While we are on the topic, this leaves the other obvious place to hide binary data: images used as part of the manual. There is a reason that I added the "if at all possible" caveat, and I am not certain that it is always possible.

I would like to suggest that a more useful policy would be "files
written to $prefix by 'make install' should not have any data
dependency on files labeled as part of the package's testsuite".
That doesn't constrain honest authors and it seems within the
scope of what the reproducible builds people could test for.
(Build the package, install to nonce prefix 1, unpack the tarball
again, delete the test suite, build again, install to prefix 2, compare.)
Of course a sufficiently determined malicious coder could detect
the reproducible-build test environment, but unlike "no binary data"
this is a substantial difficulty increment.

This could be a good idea. Another way to check this even without reproducible builds would be to ensure that the access timestamps on testsuite files do not change while "make" is processing the main sources. Checking this is slightly more invasive, since you would need to run a hook between processing top-level directories during the main build, but for packages using recursive Automake, you could simply run "make -C src" (or wherever the main sources are) and make sure that the testsuite files still have the same atime afterwards.
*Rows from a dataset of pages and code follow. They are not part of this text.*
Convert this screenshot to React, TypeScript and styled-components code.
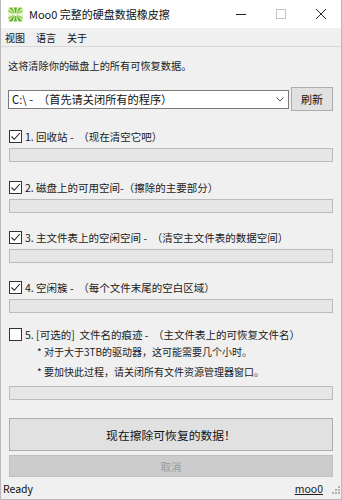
import styled, { createGlobalStyle } from 'styled-components';

const GlobalStyle = createGlobalStyle`
	html, body {
		margin: 0;
		padding: 0;
		background: #f0f0f0;
	}
	* {
		box-sizing: border-box;
	}
`;

const FONT = `'Noto Sans CJK SC', 'Liberation Sans', sans-serif`;

const Window = styled.div`
	width: 342px;
	height: 500px;
	display: flex;
	flex-direction: column;
	background: #f0f0f0;
	border-left: 1px solid #b9b9b9;
	border-right: 1px solid #b9b9b9;
	border-bottom: 1px solid #b9b9b9;
	font-family: ${FONT};
	font-size: 10.2px;
	color: #1a1a1a;
	overflow: hidden;
`;

const TitleBar = styled.div`
	height: 28px;
	display: flex;
	align-items: center;
	background: #ffffff;
	padding-left: 7px;
`;

const TitleText = styled.div`
	flex: 1;
	margin-left: 6px;
	font-size: 11px;
	color: #111;
	white-space: nowrap;
`;

const WinButton = styled.div`
	width: 40px;
	height: 28px;
	display: flex;
	align-items: center;
	justify-content: center;
`;

const MenuBar = styled.div`
	height: 19px;
	display: flex;
	align-items: center;
	gap: 11px;
	padding-left: 4px;
	background: #f0f0f0;
	border-bottom: 1px solid #d8d8d8;
`;

const MenuItem = styled.span`
	font-size: 10px;
	color: #111;
`;

const Main = styled.div`
	flex: 1;
	display: flex;
	flex-direction: column;
	padding: 11px 8px 0 8px;
`;

const Intro = styled.div`
	line-height: 16px;
	color: #222;
	margin-left: -1px;
`;

const DriveRow = styled.div`
	display: flex;
	align-items: center;
	margin-top: 13px;
	height: 24px;
	margin-left: -1px;
`;

const Combo = styled.div`
	flex: 1;
	height: 19px;
	display: flex;
	align-items: center;
	background: #fff;
	border: 1px solid #7a7a7a;
	padding-left: 3px;
	padding-right: 4px;
	font-size: 11.2px;
	color: #111;
`;

const ComboText = styled.span`
	flex: 1;
	white-space: pre;
`;

const RefreshButton = styled.div`
	width: 42px;
	height: 24px;
	margin-left: 2px;
	display: flex;
	align-items: center;
	justify-content: center;
	background: #e1e1e1;
	border: 1px solid #adadad;
	font-size: 11px;
	color: #111;
`;

const Section = styled.div<{ $top: number }>`
	margin-top: ${(p) => p.$top}px;
	display: flex;
	flex-direction: column;
`;

const CheckRow = styled.div`
	display: flex;
	align-items: center;
	height: 16px;
	font-size: 10.5px;
	white-space: pre;
	color: #1a1a1a;
`;

const Box = styled.div`
	flex-shrink: 0;
	width: 13px;
	height: 13px;
	border: 1px solid #333;
	background: #fff;
	margin-right: 3px;
	display: flex;
	align-items: center;
	justify-content: center;
`;

const Note = styled.div`
	padding-left: 28px;
	line-height: 20px;
	font-size: 10px;
	color: #222;
	white-space: pre;
`;

const Bar = styled.div<{ $top: number }>`
	margin-top: ${(p) => p.$top}px;
	height: 14px;
	background: #e6e6e6;
	border: 1px solid #bcbcbc;
`;

const BigButton = styled.div`
	margin-top: 18px;
	height: 33px;
	display: flex;
	align-items: center;
	justify-content: center;
	background: #e1e1e1;
	border: 1px solid #adadad;
	font-size: 11.8px;
	color: #111;
`;

const CancelButton = styled.div`
	margin-top: 4px;
	height: 22px;
	display: flex;
	align-items: center;
	justify-content: center;
	background: #cccccc;
	border: 1px solid #bfbfbf;
	font-size: 10.5px;
	color: #9a9a9a;
`;

const StatusBar = styled.div`
	position: relative;
	height: 22px;
	display: flex;
	align-items: center;
	justify-content: space-between;
	padding: 0 4px 0 2px;
	font-family: ${FONT};
	font-size: 10.5px;
	color: #111;
`;

const Link = styled.span`
	text-decoration: underline;
	margin-right: 14px;
	color: #222;
`;

const Grip = styled.div`
	position: absolute;
	right: 1px;
	bottom: 2px;
`;

const Logo = () => (
	<svg width="15" height="15" viewBox="0 0 15 15">
		<rect x="0" y="0" width="15" height="15" fill="#e9f5d8" />
		<path d="M7.5 7.5 L1 1 L4 0.5 Z" fill="#6cbf2a" />
		<path d="M7.5 7.5 L0.5 5 L0.5 2.5 Z" fill="#8ccf3a" />
		<path d="M7.5 7.5 L14 1 L11 0.5 Z" fill="#6cbf2a" />
		<path d="M7.5 7.5 L14.5 5 L14.5 2.5 Z" fill="#8ccf3a" />
		<path d="M7.5 7.5 L1 14 L4 14.5 Z" fill="#4ea81e" />
		<path d="M7.5 7.5 L0.5 10 L0.5 12.5 Z" fill="#8ccf3a" />
		<path d="M7.5 7.5 L14 14 L11 14.5 Z" fill="#4ea81e" />
		<path d="M7.5 7.5 L14.5 10 L14.5 12.5 Z" fill="#8ccf3a" />
		<path d="M7.5 7.5 L6 0.5 L9 0.5 Z" fill="#5bb524" />
		<path d="M7.5 7.5 L6 14.5 L9 14.5 Z" fill="#5bb524" />
		<circle cx="7.5" cy="7.5" r="1.6" fill="#f4faea" />
	</svg>
);

const Check = () => (
	<svg width="11" height="11" viewBox="0 0 11 11">
		<path d="M1.5 5.5 L4.3 8.3 L9.8 2" stroke="#222" strokeWidth="1.1" fill="none" />
	</svg>
);

const Checkbox = ({ checked }: { checked: boolean }) => <Box>{checked && <Check />}</Box>;

const options = [
	{ top: 17, label: '1. 回收站 -  （现在清空它吧）' },
	{ top: 17, label: '2. 磁盘上的可用空间-（擦除的主要部分）' },
	{ top: 16, label: '3. 主文件表上的空闲空间 -  （清空主文件表的数据空间）' },
	{ top: 16, label: '4. 空闲簇 -  （每个文件末尾的空白区域）' },
];

const App = () => {
	return (
		<>
			<GlobalStyle />
			<Window>
				<TitleBar>
					<Logo />
					<TitleText>Moo0 完整的硬盘数据橡皮擦</TitleText>
					<WinButton>
						<svg width="10" height="10" viewBox="0 0 10 10">
							<path d="M0 5.5 H10" stroke="#222" strokeWidth="1" />
						</svg>
					</WinButton>
					<WinButton>
						<svg width="10" height="10" viewBox="0 0 10 10">
							<rect x="0.5" y="0.5" width="9" height="9" stroke="#c4c4c4" fill="none" />
						</svg>
					</WinButton>
					<WinButton>
						<svg width="10" height="10" viewBox="0 0 10 10">
							<path d="M0 0 L10 10 M10 0 L0 10" stroke="#222" strokeWidth="1" />
						</svg>
					</WinButton>
				</TitleBar>
				<MenuBar>
					<MenuItem>视图</MenuItem>
					<MenuItem>语言</MenuItem>
					<MenuItem>关于</MenuItem>
				</MenuBar>
				<Main>
					<Intro>这将清除你的磁盘上的所有可恢复数据。</Intro>
					<DriveRow>
						<Combo>
							<ComboText>C:\ -  （首先请关闭所有的程序）</ComboText>
							<svg width="8" height="5" viewBox="0 0 8 5">
								<path d="M0.5 0.5 L4 4 L7.5 0.5" stroke="#555" fill="none" />
							</svg>
						</Combo>
						<RefreshButton>刷新</RefreshButton>
					</DriveRow>
					{options.map((o) => (
						<Section key={o.label} $top={o.top}>
							<CheckRow>
								<Checkbox checked />
								{o.label}
							</CheckRow>
							<Bar $top={4} />
						</Section>
					))}
					<Section $top={13}>
						<CheckRow>
							<Checkbox checked={false} />
							5. [可选的]  文件名的痕迹 -  （主文件表上的可恢复文件名）
						</CheckRow>
						<Note>* 对于大于3TB的驱动器，这可能需要几个小时。</Note>
						<Note>* 要加快此过程，请关闭所有文件资源管理器窗口。</Note>
						<Bar $top={4} />
					</Section>
					<BigButton>现在擦除可恢复的数据！</BigButton>
					<CancelButton>取消</CancelButton>
				</Main>
				<StatusBar>
					<span>Ready</span>
					<Link>moo0</Link>
					<Grip>
						<svg width="10" height="10" viewBox="0 0 10 10" fill="#b0b0b0">
							<rect x="8" y="2" width="2" height="2" />
							<rect x="5" y="5" width="2" height="2" />
							<rect x="8" y="5" width="2" height="2" />
							<rect x="2" y="8" width="2" height="2" />
							<rect x="5" y="8" width="2" height="2" />
							<rect x="8" y="8" width="2" height="2" />
						</svg>
					</Grip>
				</StatusBar>
			</Window>
		</>
	);
};

export default App;
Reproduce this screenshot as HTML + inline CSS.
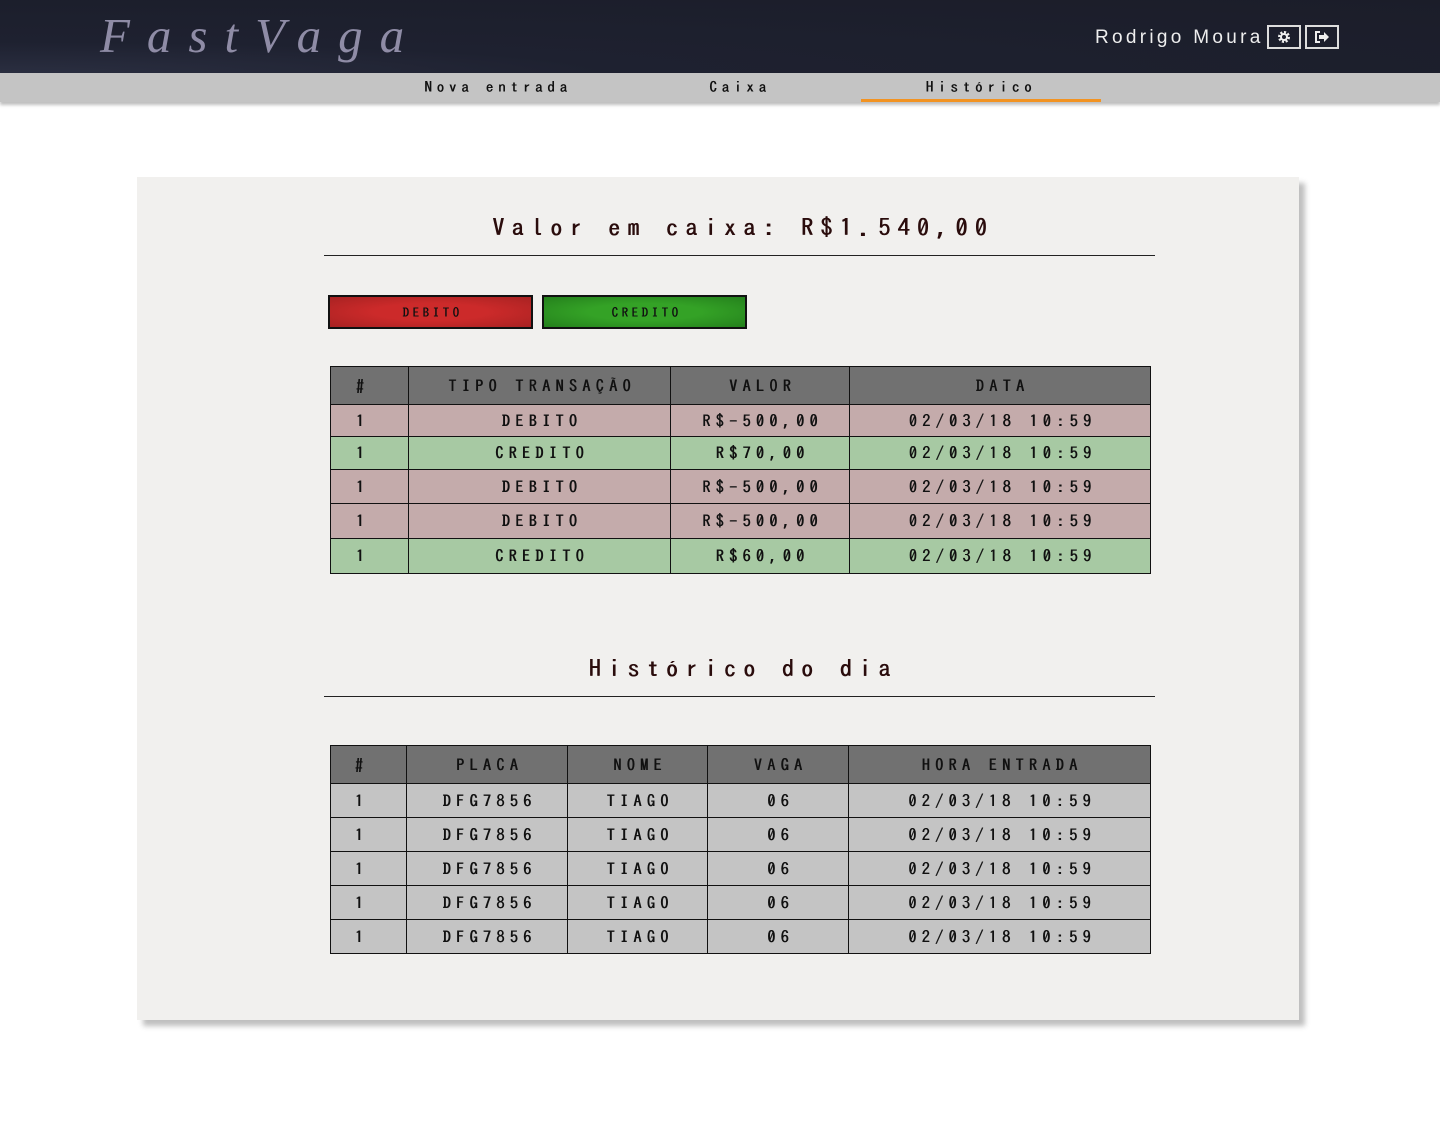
<!DOCTYPE html>
<html><head><meta charset="utf-8"><style>
*{margin:0;padding:0;box-sizing:border-box}
body{width:1440px;height:1138px;background:#fff;font-family:"IPAGothic","Liberation Mono",monospace;position:relative;overflow:hidden}
.hdr{position:absolute;left:0;top:0;width:1440px;height:73px;background:radial-gradient(ellipse at 0% 100%,#2a2e40 0%,#1e2130 30%,#1b1d29 100%);}
.logo{position:absolute;left:100px;top:7px;font-family:"Liberation Serif",serif;font-style:italic;font-size:49px;letter-spacing:17px;color:#8f8ca6}
.user{position:absolute;left:1095px;top:27px;font-family:"Liberation Sans",sans-serif;font-size:19px;letter-spacing:3.3px;color:#eee}
.ib{position:absolute;top:25px;width:34px;height:24px;border:2px solid #ddd;color:#eee;display:flex;align-items:center;justify-content:center}
.nav{position:absolute;left:0;top:73px;width:1440px;height:29px;background:#c4c4c4;box-shadow:0 3px 3px rgba(0,0,0,.25)}
.tab{position:absolute;top:0;width:240px;height:29px;text-align:center;font-size:15px;line-height:28px;letter-spacing:4.8px;color:#111;text-shadow:.5px 0 0 #111}
.tab.act{border-bottom:3px solid #f29322;line-height:28px}
.panel{position:absolute;left:137px;top:177px;width:1162px;height:843px;background:#f1f0ee;box-shadow:6px 6px 5px rgba(0,0,0,.25)}
.ttl{position:absolute;left:324px;width:831px;text-align:center;font-size:24px;letter-spacing:7.3px;padding-left:7px;color:#2a0c0c;text-shadow:.7px 0 0 #2a0c0c;border-bottom:1.5px solid #222;padding-bottom:16px}
.btn{position:absolute;top:295px;width:205px;height:34px;border:2px solid #111;font-size:13px;letter-spacing:3.5px;padding-left:4px;text-align:center;line-height:32px;color:#111;text-shadow:.4px 0 0 #111}
table{position:absolute;left:330px;border-collapse:collapse;font-size:16px;color:#111}
td,th{border:1.5px solid #111;text-align:center;letter-spacing:5.4px;padding:0 0 0 5px;font-weight:normal;text-shadow:.6px 0 0 #111}
td:first-child,th:first-child{padding:0 14px 0 0}
th{background:#717171;height:38px}
.d td{background:#c4abab}.c td{background:#a7c9a3}.g td{background:#c4c4c4}
</style></head><body>
<div class="hdr"><div class="logo">FastVaga</div><div class="user">Rodrigo Moura</div>
<div class="ib" style="left:1267px"><svg width="14" height="14" viewBox="0 0 14 14"><circle cx="7" cy="7" r="4.5" fill="none" stroke="#eee" stroke-width="3" stroke-dasharray="2 1.5"/><circle cx="7" cy="7" r="3" fill="none" stroke="#eee" stroke-width="2"/></svg></div>
<div class="ib" style="left:1305px"><svg width="16" height="14" viewBox="0 0 16 14"><path d="M6 2H2v10h4" fill="none" stroke="#eee" stroke-width="2"/><path d="M5 5h5V2l5 5-5 5V9H5z" fill="#eee"/></svg></div>
</div>
<div class="nav"><div class="tab" style="left:378px">Nova entrada</div><div class="tab" style="left:620px">Caixa</div><div class="tab act" style="left:861px">Histórico</div></div>
<div class="panel"></div>
<div class="ttl" style="top:215px">Valor em caixa: R$1.540,00</div>
<div class="btn" style="left:328px;background:radial-gradient(ellipse,#cc2a2a 40%,#a82222 100%)">DEBITO</div>
<div class="btn" style="left:542px;background:radial-gradient(ellipse,#34a226 40%,#24801c 100%)">CREDITO</div>
<table style="top:366px;width:821px">
<tr><th style="width:78px">#</th><th style="width:262px">TIPO TRANSAÇÃO</th><th style="width:179px">VALOR</th><th>DATA</th></tr>
<tr class="d" style="height:32px"><td>1</td><td>DEBITO</td><td>R$-500,00</td><td>02/03/18 10:59</td></tr>
<tr class="c" style="height:33px"><td>1</td><td>CREDITO</td><td>R$70,00</td><td>02/03/18 10:59</td></tr>
<tr class="d" style="height:34px"><td>1</td><td>DEBITO</td><td>R$-500,00</td><td>02/03/18 10:59</td></tr>
<tr class="d" style="height:35px"><td>1</td><td>DEBITO</td><td>R$-500,00</td><td>02/03/18 10:59</td></tr>
<tr class="c" style="height:35px"><td>1</td><td>CREDITO</td><td>R$60,00</td><td>02/03/18 10:59</td></tr>
</table>
<div class="ttl" style="top:656px">Histórico do dia</div>
<table style="top:745px;width:821px">
<tr><th style="width:76px">#</th><th style="width:161px">PLACA</th><th style="width:140px">NOME</th><th style="width:141px">VAGA</th><th>HORA ENTRADA</th></tr>
<tr class="g" style="height:34px"><td>1</td><td>DFG7856</td><td>TIAGO</td><td>06</td><td>02/03/18 10:59</td></tr>
<tr class="g" style="height:34px"><td>1</td><td>DFG7856</td><td>TIAGO</td><td>06</td><td>02/03/18 10:59</td></tr>
<tr class="g" style="height:34px"><td>1</td><td>DFG7856</td><td>TIAGO</td><td>06</td><td>02/03/18 10:59</td></tr>
<tr class="g" style="height:34px"><td>1</td><td>DFG7856</td><td>TIAGO</td><td>06</td><td>02/03/18 10:59</td></tr>
<tr class="g" style="height:34px"><td>1</td><td>DFG7856</td><td>TIAGO</td><td>06</td><td>02/03/18 10:59</td></tr>
</table>
</body></html>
I admit that this is harder to automate in general, but distribution packaging processes already have other metadata that is manually maintained, so identifying the source subtrees that yield the installable artifacts should not be difficult.

Now that I think about it, I suggest tightening that policy a bit further: "files produced by make in the source subtree (typically src/) shall have no data dependency on files outside of that tree"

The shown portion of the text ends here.